**GIVEN REQUEST:** Leave out the pictures and transcribe everything else exactly.

**SUPPLIED MATERIAL:**

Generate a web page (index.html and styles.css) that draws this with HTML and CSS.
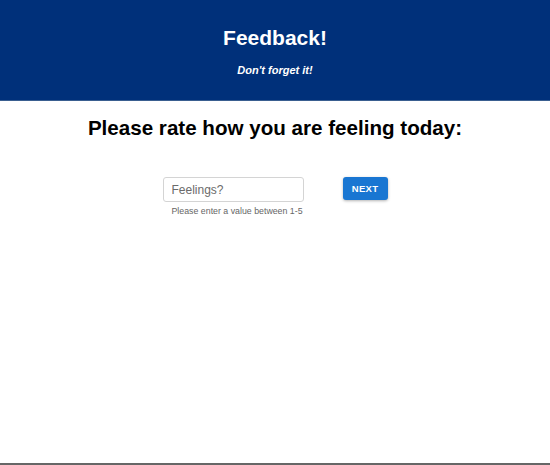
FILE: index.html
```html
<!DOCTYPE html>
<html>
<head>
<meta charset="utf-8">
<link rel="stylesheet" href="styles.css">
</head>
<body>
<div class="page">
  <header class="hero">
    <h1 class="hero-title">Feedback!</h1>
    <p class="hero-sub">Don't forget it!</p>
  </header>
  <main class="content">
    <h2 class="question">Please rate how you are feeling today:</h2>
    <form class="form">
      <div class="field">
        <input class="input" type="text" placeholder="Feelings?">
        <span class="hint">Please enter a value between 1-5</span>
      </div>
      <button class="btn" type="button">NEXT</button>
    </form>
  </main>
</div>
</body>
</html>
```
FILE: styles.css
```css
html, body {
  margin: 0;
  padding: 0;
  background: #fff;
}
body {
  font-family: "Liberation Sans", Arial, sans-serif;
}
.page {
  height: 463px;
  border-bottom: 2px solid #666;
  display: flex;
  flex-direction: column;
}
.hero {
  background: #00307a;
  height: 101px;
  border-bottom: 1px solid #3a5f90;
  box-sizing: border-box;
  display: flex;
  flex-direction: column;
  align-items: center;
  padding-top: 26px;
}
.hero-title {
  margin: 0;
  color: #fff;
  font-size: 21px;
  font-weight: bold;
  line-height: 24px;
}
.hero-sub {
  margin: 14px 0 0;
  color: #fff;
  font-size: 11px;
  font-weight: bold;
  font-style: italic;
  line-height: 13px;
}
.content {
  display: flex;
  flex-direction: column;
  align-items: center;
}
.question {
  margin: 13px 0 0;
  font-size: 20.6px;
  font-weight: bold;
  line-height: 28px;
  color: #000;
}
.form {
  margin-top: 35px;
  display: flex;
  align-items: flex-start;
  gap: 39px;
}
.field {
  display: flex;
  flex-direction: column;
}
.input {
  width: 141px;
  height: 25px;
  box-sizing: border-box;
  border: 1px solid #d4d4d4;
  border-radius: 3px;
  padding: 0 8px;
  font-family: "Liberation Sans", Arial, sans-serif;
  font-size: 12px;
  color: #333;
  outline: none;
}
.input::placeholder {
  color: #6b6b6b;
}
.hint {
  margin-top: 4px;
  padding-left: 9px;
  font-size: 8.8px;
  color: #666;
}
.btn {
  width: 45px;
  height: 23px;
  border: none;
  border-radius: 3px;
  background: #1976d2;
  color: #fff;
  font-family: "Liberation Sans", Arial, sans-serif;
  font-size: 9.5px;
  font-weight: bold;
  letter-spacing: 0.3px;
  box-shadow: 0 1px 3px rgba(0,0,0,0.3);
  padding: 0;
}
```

**COMPLETED TASK:**
Generate a web page (index.html and styles.css) that draws this with HTML and CSS.
FILE: index.html
```html
<!DOCTYPE html>
<html>
<head>
<meta charset="utf-8">
<link rel="stylesheet" href="styles.css">
</head>
<body>
<div class="page">
  <header class="hero">
    <h1 class="hero-title">Feedback!</h1>
    <p class="hero-sub">Don't forget it!</p>
  </header>
  <main class="content">
    <h2 class="question">Please rate how you are feeling today:</h2>
    <form class="form">
      <div class="field">
        <input class="input" type="text" placeholder="Feelings?">
        <span class="hint">Please enter a value between 1-5</span>
      </div>
      <button class="btn" type="button">NEXT</button>
    </form>
  </main>
</div>
</body>
</html>
```
FILE: styles.css
```css
html, body {
  margin: 0;
  padding: 0;
  background: #fff;
}
body {
  font-family: "Liberation Sans", Arial, sans-serif;
}
.page {
  height: 463px;
  border-bottom: 2px solid #666;
  display: flex;
  flex-direction: column;
}
.hero {
  background: #00307a;
  height: 101px;
  border-bottom: 1px solid #3a5f90;
  box-sizing: border-box;
  display: flex;
  flex-direction: column;
  align-items: center;
  padding-top: 26px;
}
.hero-title {
  margin: 0;
  color: #fff;
  font-size: 21px;
  font-weight: bold;
  line-height: 24px;
}
.hero-sub {
  margin: 14px 0 0;
  color: #fff;
  font-size: 11px;
  font-weight: bold;
  font-style: italic;
  line-height: 13px;
}
.content {
  display: flex;
  flex-direction: column;
  align-items: center;
}
.question {
  margin: 13px 0 0;
  font-size: 20.6px;
  font-weight: bold;
  line-height: 28px;
  color: #000;
}
.form {
  margin-top: 35px;
  display: flex;
  align-items: flex-start;
  gap: 39px;
}
.field {
  display: flex;
  flex-direction: column;
}
.input {
  width: 141px;
  height: 25px;
  box-sizing: border-box;
  border: 1px solid #d4d4d4;
  border-radius: 3px;
  padding: 0 8px;
  font-family: "Liberation Sans", Arial, sans-serif;
  font-size: 12px;
  color: #333;
  outline: none;
}
.input::placeholder {
  color: #6b6b6b;
}
.hint {
  margin-top: 4px;
  padding-left: 9px;
  font-size: 8.8px;
  color: #666;
}
.btn {
  width: 45px;
  height: 23px;
  border: none;
  border-radius: 3px;
  background: #1976d2;
  color: #fff;
  font-family: "Liberation Sans", Arial, sans-serif;
  font-size: 9.5px;
  font-weight: bold;
  letter-spacing: 0.3px;
  box-shadow: 0 1px 3px rgba(0,0,0,0.3);
  padding: 0;
}
```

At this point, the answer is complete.